Doris Castle
*Doris Castle was born on this date in 1942. She was a Black civil rights activist.
Doris Jean Castle was from Oakland, Tennessee. Both sides of her ancestors were farmers, one landowner, and the others sharecroppers. Her father, John Castle, was a longshoreman, while her mother, Virgie Castle, was a barmaid for Leah and Dooky Chase restaurants. Castle recalled her grandmother saying, "Don't ever bow to anybody when you feel you're right or you know you're right."
Her family moved to New Orleans, Louisiana, in 1947. Her parents taught her and her sister to be “fiercely independent.” Doris and her sister Oretha attended public schools in the Ninth Ward neighborhood of New Orleans, where the two girls grew up. Castle graduated from Joseph S. Clark High School. Some years later, she went to Southern University in New Orleans but could never finish her degree. She followed in her sister's footsteps by joining CORE and helping in civil rights organizations throughout the city.
Castle and Oretha were part of the third generation of New Orleans activist leaders. Castle saw herself as her sister's enabler by being more of a New Orleans Black community worker than a leader. She and her sister helped to desegregate New Orleans public service buses, worked for voter registration, and joined boycotts around the city to push for equal employment among Blacks. During one protest against the New Orleans City Hall cafeteria segregation, police removed Castle, still seated in a cafeteria chair, from the building. Castle was one of three plaintiffs in a successful lawsuit to desegregate the City Hall cafeteria.
Many Black Louisiana women activists in the American Civil Rights movement were not given much recognition for their actions. However, throughout the 1960s and the 1970s, Castle went to work as a fundraiser for George Wiley's National Welfare Rights Organization, after which she worked for various service agencies in New Orleans, including under Lyndon Johnson's War on Poverty Initiative, the Urban League, and Odyssey House.
In an interview with Shannon Frystak, Castle said, "If I had not been a part of the civil rights movement, I probably would have finished college, married a young man, had three or four kids, a very comfortable home, probably work- and career orientated in some shape, form, or fashion and took part in most of the things that acceptable Americans take part in: go to church on Sunday, work Monday through Friday, picnic on Saturday. I don't know that I would have been as valuable to myself as I feel that I am because of what I did experience in the civil rights movement" She was one of the youngest Freedom Riders in New Orleans. She was only seventeen when she started fighting for civil rights activism.

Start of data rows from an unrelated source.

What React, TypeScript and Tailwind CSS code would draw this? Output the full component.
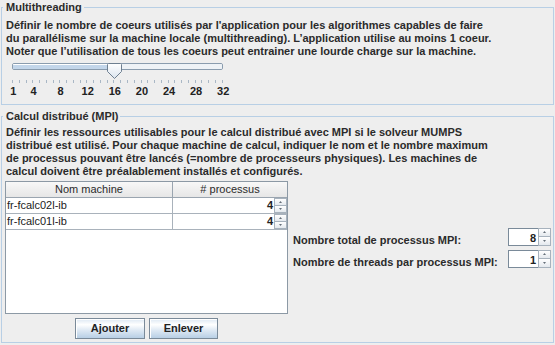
import React from 'react';

const font = "font-['Liberation_Sans',sans-serif]";

const ticks = Array.from({ length: 32 }, (_, i) => i + 1);
const labels = [1, 4, 8, 12, 16, 20, 24, 28, 32];
// x of a slider value, relative to the slider box
const pos = (v: number) => 6.7 + (v - 1) * (210 / 31);

const machines = [
  { name: 'fr-fcalc02l-ib', procs: 4 },
  { name: 'fr-fcalc01l-ib', procs: 4 },
];

function SpinArrows({ className }: { className: string }) {
  return (
    <div className={`flex flex-col ${className}`}>
      <div className="flex-1 flex items-center justify-center border border-[#a7b2bd] bg-gradient-to-b from-white to-[#e4e9ee]">
        <svg width="3" height="2" viewBox="0 0 3 2">
          <path d="M1.5 0L3 2H0z" fill="#66707a" />
        </svg>
      </div>
      <div className="flex-1 flex items-center justify-center border border-t-0 border-[#a7b2bd] bg-gradient-to-b from-white to-[#e4e9ee]">
        <svg width="3" height="2" viewBox="0 0 3 2">
          <path d="M0 0H3L1.5 2z" fill="#66707a" />
        </svg>
      </div>
    </div>
  );
}

function Spinner({ value }: { value: number }) {
  return (
    <div className="h-[18px] flex">
      <div className="flex-1 flex items-end justify-end pr-[2px] pb-[1px] leading-[11px] bg-white border border-[#7a8a99] border-r-0 text-[#222]">
        {value}
      </div>
      <SpinArrows className="w-[13px]" />
    </div>
  );
}

function Slider() {
  const value = 16;
  return (
    <div className="relative h-[40px] w-[232px]">
      <div className="mt-[5px] ml-[6px] w-[211px] h-[7px] flex border border-[#8a9cae] rounded-[2px] overflow-hidden">
        <div className="bg-[#c3d6ea] border-t border-white" style={{ width: pos(value) - 6 }} />
        <div className="flex-1 bg-[#eef2f6]" />
      </div>
      <svg
        className="absolute top-0"
        style={{ left: pos(value) - 7.5 }}
        width="15"
        height="16"
        viewBox="0 0 15 16"
      >
        <defs>
          <linearGradient id="thumb" x1="0" y1="0" x2="0" y2="1">
            <stop offset="0" stopColor="#ffffff" />
            <stop offset="1" stopColor="#dbe4ee" />
          </linearGradient>
        </defs>
        <path d="M1.5 0.5H13.5L14.5 1.5V8.5L7.5 15.5L0.5 8.5V1.5Z" fill="url(#thumb)" stroke="#6e7f90" />
      </svg>
      <div className="mt-[10px] ml-[6px] w-[211px] h-[3px] flex justify-between">
        {ticks.map((t) => (
          <div key={t} className="w-[1px] bg-[#a9b7c5]" />
        ))}
      </div>
      <div className="relative mt-[2px] h-[12px]">
        {labels.map((l) => (
          <span
            key={l}
            className="absolute top-0 -translate-x-1/2 leading-[12px] text-[#222]"
            style={{ left: pos(l) + 0.5 }}
          >
            {l}
          </span>
        ))}
      </div>
    </div>
  );
}

function Button({ label, w }: { label: string; w: string }) {
  return (
    <div
      className={`${w} h-[21px] flex items-center justify-center border border-[#7a8a99] bg-[linear-gradient(to_bottom,#dde8f3_0%,#ffffff_30%,#dde8f3_60%,#b8cfe5_100%)] shadow-[inset_1px_1px_0_#ffffff] text-[#222]`}
    >
      {label}
    </div>
  );
}

export default function App() {
  return (
    <div
      className={`${font} w-[555px] h-[345px] overflow-hidden bg-[#eeeeee] pt-[1px] text-[11px] leading-[13px] font-bold text-[#2b2b2b]`}
    >
      {/* Multithreading */}
      <fieldset className="mx-[1px] border border-[#b8cfe5] pl-[4px] pr-[2px] pt-[5px] pb-[1px]">
        <legend className="-ml-[3px] pl-[3px] pr-[2px]">Multithreading</legend>
        <div className="whitespace-nowrap">
          <div>Définir le nombre de coeurs utilisés par l'application pour les algorithmes capables de faire</div>
          <div>du parallélisme sur la machine locale (multithreading). L’application utilise au moins 1 coeur.</div>
          <div>Noter que l’utilisation de tous les coeurs peut entrainer une lourde charge sur la machine.</div>
        </div>
        <Slider />
      </fieldset>

      {/* Calcul distribué */}
      <fieldset className="mt-[5px] mx-[1px] border border-[#b8cfe5] pl-[3px] pr-[2px] pt-[3px] pb-[3px]">
        <legend className="-ml-[2px] pl-[3px] pr-[2px]">Calcul distribué (MPI)</legend>
        <div className="pl-[1px] whitespace-nowrap">
          <div>Définir les ressources utilisables pour le calcul distribué avec MPI si le solveur MUMPS</div>
          <div>distribué est utilisé. Pour chaque machine de calcul, indiquer le nom et le nombre maximum</div>
          <div>de processus pouvant être lancés (=nombre de processeurs physiques). Les machines de</div>
          <div>calcul doivent être préalablement installés et configurés.</div>
        </div>

        <div className="mt-[3px] flex">
          <div className="w-[283px] flex flex-col">
            {/* table */}
            <div className="h-[133px] flex flex-col border border-[#8c99a5] bg-white font-normal">
              <div className="h-[16px] flex border-b border-[#9aa5b0] bg-gradient-to-b from-[#f8f8f8] to-[#e6e6e6]">
                <div className="w-[167px] flex items-center justify-center border-r border-[#9aa5b0]">Nom machine</div>
                <div className="flex-1 flex items-center justify-center"># processus</div>
              </div>
              {machines.map((m) => (
                <div key={m.name} className="h-[16px] flex border-b border-[#a9b2bb]">
                  <div className="w-[167px] pl-[1px] flex items-center border-r border-[#a9b2bb] text-[#222]">{m.name}</div>
                  <div className="flex-1 flex">
                    <div className="flex-1 flex items-center justify-end pr-[1px] font-bold text-[#222]">{m.procs}</div>
                    <SpinArrows className="w-[13px]" />
                  </div>
                </div>
              ))}
            </div>
            <div className="mt-[4px] flex justify-center gap-[4px]">
              <Button label="Ajouter" w="w-[70px]" />
              <Button label="Enlever" w="w-[69px]" />
            </div>
          </div>

          <div className="ml-[4px] flex-1 h-[133px] flex flex-col justify-center">
            <div className="grid grid-cols-[1fr_43px] gap-y-[4px] items-end pl-[1px]">
              <div className="leading-[11px]">Nombre total de processus MPI:</div>
              <Spinner value={8} />
              <div className="leading-[11px]">Nombre de threads par processus MPI:</div>
              <Spinner value={1} />
            </div>
          </div>
        </div>
      </fieldset>
    </div>
  );
}
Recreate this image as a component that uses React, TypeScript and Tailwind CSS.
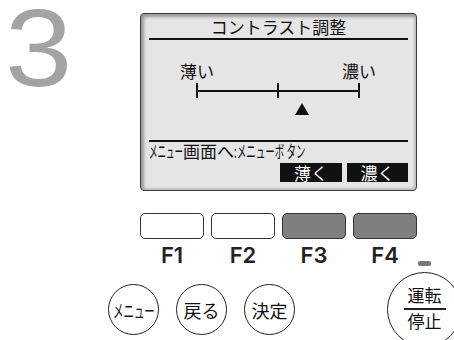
const jp = { fontFamily: '"Noto Sans CJK JP", "Noto Sans", sans-serif' };

// narrow (half-width looking) katakana, squeezed horizontally
const Narrow = ({ text, w, s }: { text: string; w: number; s: string }) => (
  <span className="inline-block whitespace-nowrap" style={{ width: w }}>
    <span className={`inline-block origin-left ${s}`}>{text}</span>
  </span>
);

const FKey = ({ dark }: { dark?: boolean }) => (
  <div
    className={`h-[26px] w-[64px] rounded-[5px] border-[1.5px] border-[#333] ${
      dark ? "bg-[#7f7f7f]" : "bg-white"
    }`}
  />
);

const RoundKey = ({ children }: { children: React.ReactNode }) => (
  <div
    className="flex size-[51px] items-center justify-center rounded-full border-[1.5px] border-[#222] text-[18px] leading-none text-[#111]"
    style={jp}
  >
    {children}
  </div>
);

export default function App() {
  return (
    <div className="relative flex h-[340px] w-[454px] flex-col overflow-hidden bg-white">
      <div className="flex">
        <div
          className="w-[140px] pl-[5px] text-[110px] leading-[96px] text-[#a3a3a3]"
          style={{ fontFamily: '"Liberation Sans", sans-serif' }}
        >
          <span className="inline-block origin-left scale-x-[1.1]">3</span>
        </div>

        <div className="flex flex-col pt-[13px]">
          {/* LCD screen */}
          <div
            className="flex h-[178px] w-[277px] flex-col rounded-[4px] border border-[#3c3c3c] bg-[#e5e5e5] px-[8px] text-[#111] shadow-[inset_3px_3px_3px_#9a9a9a,inset_-2px_-2px_2px_#bdbdbd]"
            style={jp}
          >
            <div className="pt-[3px] text-center text-[17px] leading-[20px]">
              コントラスト調整
            </div>
            <div className="mt-[1px] h-[2px] bg-[#111]" />

            <div className="relative mt-[22px] h-[78px]">
              <span className="absolute left-[31px] top-0 text-[17px] leading-[18px]">
                薄い
              </span>
              <span className="absolute left-[193px] top-0 text-[17px] leading-[18px]">
                濃い
              </span>
              <div className="absolute left-[47px] top-[21px] flex h-[15px] w-[164px] items-center">
                <div className="h-[15px] w-[2px] bg-[#111]" />
                <div className="h-[2px] flex-1 bg-[#111]" />
                <div className="h-[15px] w-[2px] bg-[#111]" />
                <div className="h-[2px] flex-1 bg-[#111]" />
                <div className="h-[15px] w-[2px] bg-[#111]" />
              </div>
              <div className="absolute left-[146px] top-[41px] h-0 w-0 border-x-[7px] border-b-[12px] border-x-transparent border-b-[#111]" />
            </div>

            <div className="h-[2px] bg-[#111]" />
            <div className="flex text-[17px] leading-[18px]">
              <Narrow text="メニュー" w={34} s="scale-x-[0.5]" />
              <span>画面へ</span>
              <Narrow text=":メニューボ タン" w={74} s="scale-x-[0.56]" />
            </div>
            <div className="mt-[3px] flex justify-end gap-[5px]">
              <div className="flex h-[19px] w-[62px] items-center justify-center bg-[#111] text-[17px] leading-none text-white">
                薄く
              </div>
              <div className="flex h-[19px] w-[61px] items-center justify-center bg-[#111] text-[17px] leading-none text-white">
                濃く
              </div>
            </div>
          </div>

          {/* function keys */}
          <div className="mt-[22px] flex gap-[7px]">
            <FKey />
            <FKey />
            <FKey dark />
            <FKey dark />
          </div>
          <div
            className="mt-[4px] flex gap-[7px] text-[22px] font-semibold leading-[24px] text-[#222]"
            style={{ fontFamily: 'Inter, "Liberation Sans", sans-serif' }}
          >
            {["F1", "F2", "F3", "F4"].map((f) => (
              <div key={f} className="w-[64px] text-center">
                {f}
              </div>
            ))}
          </div>
        </div>
      </div>

      <div className="relative mt-[5px] flex items-start pl-[108px]">
        <div className="mt-[12px] flex gap-[17px]">
          <RoundKey>
            <span className="inline-block w-[42px] whitespace-nowrap">
              <span className="inline-block origin-left scale-x-[0.58]">メニュー</span>
            </span>
          </RoundKey>
          <RoundKey>戻る</RoundKey>
          <RoundKey>決定</RoundKey>
        </div>
        <div className="absolute left-[418px] top-[-11px] h-[5px] w-[13px] rounded-[2px] bg-[#777]" />
        <div
          className="ml-[92px] flex size-[75px] shrink-0 flex-col items-center rounded-full border-[1.5px] border-[#222] pt-[13px] text-[17px] leading-[18px] text-[#111]"
          style={jp}
        >
          <span>運転</span>
          <div className="mb-[2px] mt-[4px] h-[1.5px] w-[42px] bg-[#222]" />
          <span>停止</span>
        </div>
      </div>
    </div>
  );
}
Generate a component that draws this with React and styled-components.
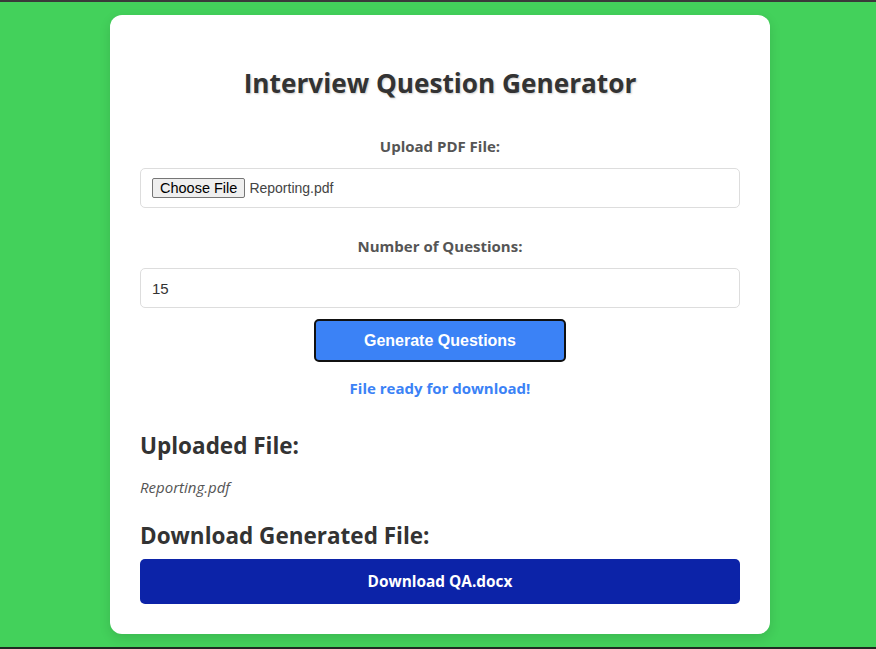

In 1987, her sister, Oretha Castle Haley, died of ovarian cancer. Mourning, Castle excluded herself from political involvement in the community. In 1989, she took her sister's place as the night admissions supervisor at Charity Hospital in New Orleans. Doris Castle, who helped African Americans across the New Orleans area alongside her sister, Oretha Castle Haley, died on April 16, 1998, from cancer. Castle was married and divorced twice to former city councilman Johnny Jackson Jr. and Allen Scott. She had no children.